Most analysts predict that the commercial real estate markets in North America will revert to more historic levels of return in 2007 and there will be a lower level of real estate M&A activity. M&A will continue, however, to appeal to large private equity funds and institutions as a relatively easy and rapid way to build core real estate portfolios. Already in 2007 significant M&A activity has been experienced. The Mills Corporation has agreed to be acquired by Toronto-based Brookfield Asset Management for US$1.35 billion while Ventas Inc. has agreed to acquire Toronto-based Sunrise Senior Living REIT and its portfolio of 74 assisted living communities in the U.S. and Canada for approximately US$1.8 billion, including the assumption of debt. In addition, it is expected that in 2007 we will see a large number of smaller asset and portfolio transactions as the buyers who acquired large portfolios through prior M&A or portfolio deals integrate their newly acquired portfolios with existing holdings and dispose of non-core properties.
It is likely that Canadian pension plans, eager to meet higher target weightings for real estate investments, will continue to invest internationally both for diversification purposes and to obtain a better return.
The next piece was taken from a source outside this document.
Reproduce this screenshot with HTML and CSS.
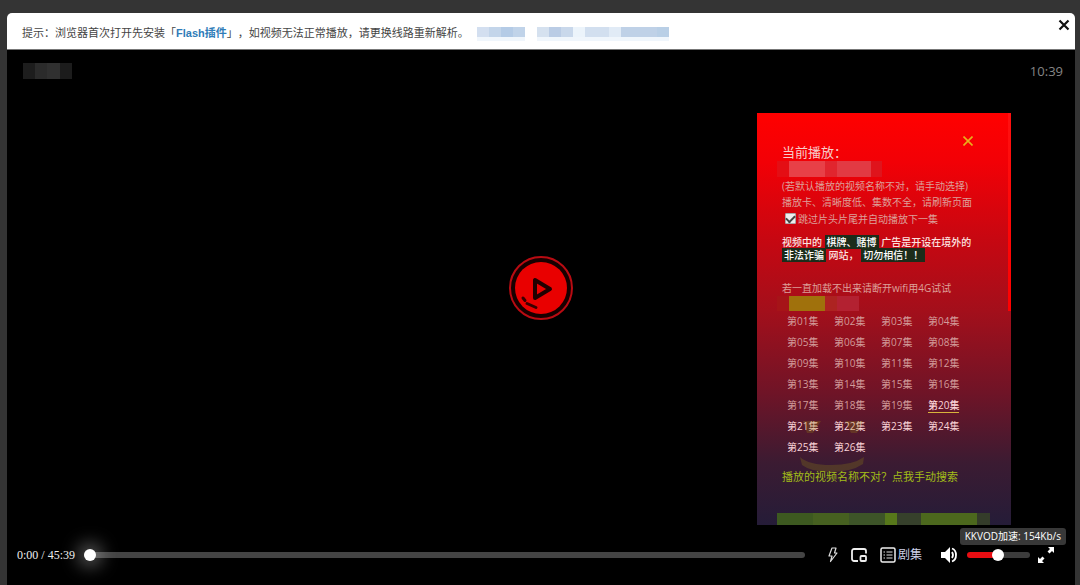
FILE: index.html
```html
<!DOCTYPE html>
<html lang="zh-CN">
<head>
<meta charset="utf-8">
<title>视频播放</title>
<link rel="stylesheet" href="styles.css">
</head>
<body>
<main class="window">
  <header class="notice">
    <p class="notice-text">提示：浏览器首次打开先安装「<a class="plugin" href="#">Flash插件</a>」，如视频无法正常播放，请更换线路重新解析。</p>
    <span class="mosaic mosaic-a"></span>
    <span class="mosaic mosaic-b"></span>
    <button class="close" type="button" aria-label="关闭">
      <svg width="12" height="12" viewBox="0 0 12 12"><path d="M1.500 1.500l9 9M10.500 1.500l-9 9" stroke="#111" stroke-width="2.200"/></svg>
    </button>
  </header>

  <section class="stage">
    <div class="stage-top">
      <span class="mosaic mosaic-title"></span>
      <time class="clock">10:39</time>
    </div>
    <button class="play" type="button" aria-label="播放">
      <svg width="68" height="68" viewBox="0 0 68 68">
        <circle cx="34" cy="34" r="31" fill="#180000" stroke="#b80b12" stroke-width="2"/>
        <circle cx="34" cy="34" r="26" fill="#e90000"/>
        <path d="M28 26v18l15-9z" fill="none" stroke="#210000" stroke-width="4" stroke-linejoin="round"/>
        <path d="M16 44l2 2.500M20 49.500l9 4" fill="none" stroke="#3a0000" stroke-width="3" stroke-linecap="round"/>
      </svg>
    </button>

    <aside class="panel">
      <svg class="face" width="78" height="56" viewBox="0 0 78 56">
        <path d="M10 4h18l-8 12h-6zM52 4h18l-6 12h-6zM7 40q9 8 31 8t33-8l-1 7q-12 8-32 8T9 48z" fill="#9a8a10"/>
      </svg>
      <button class="panel-close" type="button" aria-label="关闭面板">
        <svg width="10" height="10" viewBox="0 0 10 10"><path d="M.5.5l9 9M9.500.5l-9 9" stroke="#e8b01c" stroke-width="1.600"/></svg>
      </button>
      <h2 class="now">当前播放：</h2>
      <span class="mosaic mosaic-name"></span>
      <p class="hint">(若默认播放的视频名称不对，请手动选择)<br>播放卡、清晰度低、集数不全，请刷新页面</p>
      <label class="skip"><input class="tick" type="checkbox" checked>跳过片头片尾并自动播放下一集</label>
      <p class="warning">视频中的 <mark>棋牌、赌博</mark> 广告是开设在境外的<br><mark>非法诈骗</mark> 网站， <mark>切勿相信！！</mark></p>
      <p class="network">若一直加载不出来请断开wifi用4G试试</p>
      <span class="mosaic mosaic-line"></span>
      <nav class="episodes">
        <a href="#">第01集</a><a href="#">第02集</a><a href="#">第03集</a><a href="#">第04集</a>
        <a href="#">第05集</a><a href="#">第06集</a><a href="#">第07集</a><a href="#">第08集</a>
        <a href="#">第09集</a><a href="#">第10集</a><a href="#">第11集</a><a href="#">第12集</a>
        <a href="#">第13集</a><a href="#">第14集</a><a href="#">第15集</a><a href="#">第16集</a>
        <a href="#">第17集</a><a href="#">第18集</a><a href="#">第19集</a><a class="fresh current" href="#">第20集</a>
        <a class="fresh" href="#">第21集</a><a class="fresh" href="#">第22集</a><a class="fresh" href="#">第23集</a><a class="fresh" href="#">第24集</a>
        <a class="fresh" href="#">第25集</a><a class="fresh" href="#">第26集</a>
      </nav>
      <a class="search" href="#">播放的视频名称不对？点我手动搜索</a>
      <span class="mosaic mosaic-foot"></span>
    </aside>
  </section>

  <footer class="controls">
    <span class="time">0:00 / 45:39</span>
    <input class="progress" type="range" min="0" max="2739" value="0" aria-label="播放进度">
    <button class="icon bolt" type="button" aria-label="加速">
      <svg width="12" height="18" viewBox="0 0 12 18"><path d="M5 2h4L7.500 7H10L3.500 15.500 5 10H2z" fill="none" stroke="#ddd" stroke-width="1.200" stroke-linejoin="round"/></svg>
    </button>
    <button class="icon" type="button" aria-label="画中画">
      <svg width="18" height="16" viewBox="0 0 18 16"><path d="M8 14H4a2 2 0 0 1-2-2V4a2 2 0 0 1 2-2h10a2 2 0 0 1 2 2v2.500" fill="none" stroke="#eee" stroke-width="1.800"/><rect x="10.500" y="9" width="5.500" height="5" rx="1" fill="none" stroke="#eee" stroke-width="1.800"/></svg>
    </button>
    <button class="icon list" type="button">
      <svg width="16" height="16" viewBox="0 0 16 16"><rect x="1" y="1" width="14" height="14" rx="1.500" fill="none" stroke="#eee" stroke-width="1.500"/><path d="M3.500 5h1.500M6.500 5h6M3.500 8h1.500M6.500 8h6M3.500 11h1.500M6.500 11h6" stroke="#ddd" stroke-width="1.200"/></svg>
      <span>剧集</span>
    </button>
    <button class="icon sound" type="button" aria-label="音量">
      <svg width="18" height="18" viewBox="0 0 18 18"><path d="M1 6h4l5-5v16l-5-5H1z" fill="#fff"/><path d="M12 6q2 3 0 6M12 2.500q4 1.500 4 6.500t-4 6.500" fill="none" stroke="#fff" stroke-width="1.800"/></svg>
    </button>
    <input class="volume" type="range" min="0" max="100" value="49" aria-label="音量大小">
    <div class="full-wrap">
      <span class="tooltip">KKVOD加速: 154Kb/s</span>
      <button class="icon" type="button" aria-label="全屏">
        <svg width="18" height="18" viewBox="0 0 18 18"><path d="M11 1h6v6l-2-2-2.500 2.500-2-2L13 3zM1 17v-6l2 2 2.500-2.500 2 2L5 15l2 2z" fill="#fff"/></svg>
      </button>
    </div>
  </footer>
</main>
</body>
</html>
```
FILE: styles.css
```css
* { box-sizing: border-box; }

body {
  margin: 0;
  background: #343434;
  font-family: "Open Sans", "Noto Sans CJK SC", sans-serif;
  font-size: 10px;
}

p, h2 { margin: 0; }
a { color: inherit; text-decoration: none; }
button { padding: 0; border: 0; background: none; color: inherit; font: inherit; cursor: pointer; }
svg { display: block; }
.mosaic { display: block; }

.window {
  min-height: 100vh;
  padding: 13px 5px 0 7px;
  display: flex;
  flex-direction: column;
}

/* notice bar */
.notice {
  height: 37px;
  padding: 0 5px 0 15px;
  display: flex;
  align-items: center;
  background: #fff;
  border-bottom: 1px solid #777;
  border-radius: 5px 5px 0 0;
  color: #444;
  font-family: "Liberation Sans", "Noto Sans CJK SC", sans-serif;
  font-size: 11px;
}
.notice-text { white-space: nowrap; padding-top: 2px; text-spacing-trim: space-all; }
.notice .mosaic { height: 14px; margin-top: 6px; border-bottom: 4px solid #f0f6fc; }
.plugin { color: #2f7cb8; font-weight: bold; }
.mosaic-a {
  width: 48px;
  margin-left: 8px;
  background: linear-gradient(90deg, #d3dff0 0 12px, #c3d5ea 12px 24px, #b4cbe6 24px 36px, #c0d3e9 36px);
}
.mosaic-b {
  width: 132px;
  margin-left: 12px;
  background: linear-gradient(90deg, #d5e1ef 0 12px, #bacce5 12px 24px, #c9d8eb 24px 36px, #ecf4fb 36px 48px, #d2dfef 48px 72px, #e1ebf6 72px 84px, #bfd1e7 84px 120px, #b9cfe6 120px);
}
.close { margin-left: auto; align-self: flex-start; padding-top: 6px; }

/* video area */
.stage {
  flex: 1;
  position: relative;
  display: grid;
  place-items: center;
  background: #000;
}
.stage-top {
  position: absolute;
  inset: 12px 12px auto 16px;
  display: flex;
  justify-content: space-between;
  align-items: center;
}
.mosaic-title {
  width: 49px;
  height: 16px;
  background: linear-gradient(90deg, #1d1d1d 0 12px, #2b2b2b 12px 24px, #303030 24px 37px, #1c1c1c 37px);
}
.clock { color: #858585; font-size: 13px; line-height: 18px; }

/* episode panel */
.panel {
  position: absolute;
  top: 63px;
  right: 64px;
  bottom: 0;
  width: 254px;
  padding: 30px 20px 0 25px;
  overflow: hidden;
  background:
    linear-gradient(#ff1010, #f00) right top / 3px 198px no-repeat,
    linear-gradient(#ff0000, #f20006 12%, #c80711 30%, #a30f1b 48%, #6f1427 68%, #3b1b32 85%, #251c38);
  color: #dda09a;
}
.panel-close { position: absolute; top: 23px; right: 38px; }
.face { position: absolute; left: 36px; top: 304px; opacity: 0.25; pointer-events: none; }
.now { color: #f6cdcb; font-size: 13px; font-weight: normal; line-height: 18px; }
.mosaic-name {
  width: 105px;
  height: 16px;
  margin-left: -5px;
  background: linear-gradient(90deg, #e40e14 0 12px, #e84047 12px 48px, #e1252e 48px 60px, #e23a43 60px 94px, #df141c 94px);
}
.hint { padding-top: 1px; line-height: 16px; white-space: nowrap; }
.skip { display: flex; align-items: center; height: 16px; padding-left: 3px; white-space: nowrap; }
.tick {
  appearance: none;
  width: 11px;
  height: 11px;
  margin: 0 2px 0 0;
  border: 1px solid #aaa;
  border-radius: 1px;
  background: #eee;
  display: grid;
  place-items: center;
}
.tick:checked::before {
  content: "";
  width: 7px;
  height: 4px;
  border: solid #444;
  border-width: 0 0 2px 2px;
  transform: rotate(-45deg);
}
.warning { padding-top: 10px; color: #fbe3e0; font-weight: 500; line-height: 13px; white-space: nowrap; }
.warning mark { padding: 0 2px; background: #1c2c1a; color: #fff; line-height: 12px; }
.network { margin-top: 18px; line-height: 16px; }
.mosaic-line {
  width: 82px;
  height: 15px;
  margin-left: -5px;
  background: linear-gradient(90deg, #a61418 0 12px, #a0710c 12px 48px, #ad2321 48px 60px, #b32131 60px);
}
.episodes {
  display: grid;
  grid-template-columns: repeat(4, 47px);
  grid-auto-rows: 21px;
  line-height: 20px;
  padding-left: 5px;
  color: #d29b9a;
}
.episodes a { justify-self: start; white-space: nowrap; }
.episodes .fresh { color: #fbd4d8; }
.episodes .current {
  align-self: center;
  line-height: 14px;
  font-weight: 500;
  border-bottom: 1px solid #d7b43c;
}
.search { display: block; margin-top: 9px; color: #a2bd18; font-size: 11px; line-height: 20px; }
.mosaic-foot {
  width: 213px;
  height: 16px;
  margin: 26px 0 0 -5px;
  background: linear-gradient(90deg, #3d5920 0 36px, #466020 36px 72px, #3d5428 72px 108px, #57781a 108px 120px, #36402b 120px 144px, #4c681d 144px 200px, #343c2a 200px);
}

/* control bar */
.controls {
  height: 60px;
  padding: 0 20px 0 10px;
  display: flex;
  align-items: center;
  background: #000;
  color: #eee;
}
.time { width: 67px; font-family: "Liberation Serif", serif; font-size: 12px; white-space: nowrap; }
.progress, .volume { appearance: none; height: 12px; margin: 0; background: none; }
.progress { flex: 1; min-width: 0; }
.progress::-webkit-slider-runnable-track { height: 6px; border-radius: 3px; background: #444; }
.progress::-webkit-slider-thumb {
  appearance: none;
  width: 12px;
  height: 12px;
  margin-top: -3px;
  border-radius: 50%;
  background: #fff;
  box-shadow: 0 0 18px 5px #ffffff66;
}
.icon { flex: none; display: flex; align-items: center; }
.bolt { margin: 0 11px 0 22px; }
.list { margin-left: 12px; gap: 2px; color: #ccd0e8; font-size: 12px; line-height: 16px; }
.sound { margin-left: 18px; }
.volume { width: 63px; margin-left: 9px; }
.volume::-webkit-slider-runnable-track {
  height: 6px;
  border-radius: 3px;
  background: linear-gradient(90deg, #e80d12 50%, #3c3c3c 50%);
}
.volume::-webkit-slider-thumb {
  appearance: none;
  width: 12px;
  height: 12px;
  margin-top: -3px;
  border-radius: 50%;
  background: #fff;
}
.full-wrap { position: relative; margin-left: 7px; }
.tooltip {
  position: absolute;
  right: -11px;
  bottom: 19px;
  padding: 0 5px;
  border-radius: 3px;
  background: #383838;
  color: #fff;
  line-height: 17px;
  white-space: nowrap;
}
```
It is likely that in Canada in 2007 investors will continue to confront the challenge of funding real estate assets at satisfactory pricing. It is also probable that many institutional investors, especially the pension funds with limited inhouse resources, will continue to invest in funds administered by third party real estate asset managers.
The complexity of real estate transactions will certainly continue to increase and we will see continued interest in international investments, as institutions and other large investors seek to diversify their real estate portfolio and obtain more favourable returns than are attainable in domestic markets. The major real estate transactions likely will be done increasingly by joint ventures between groups of investors and will be financed by increasingly complicated equity and debt capital structures.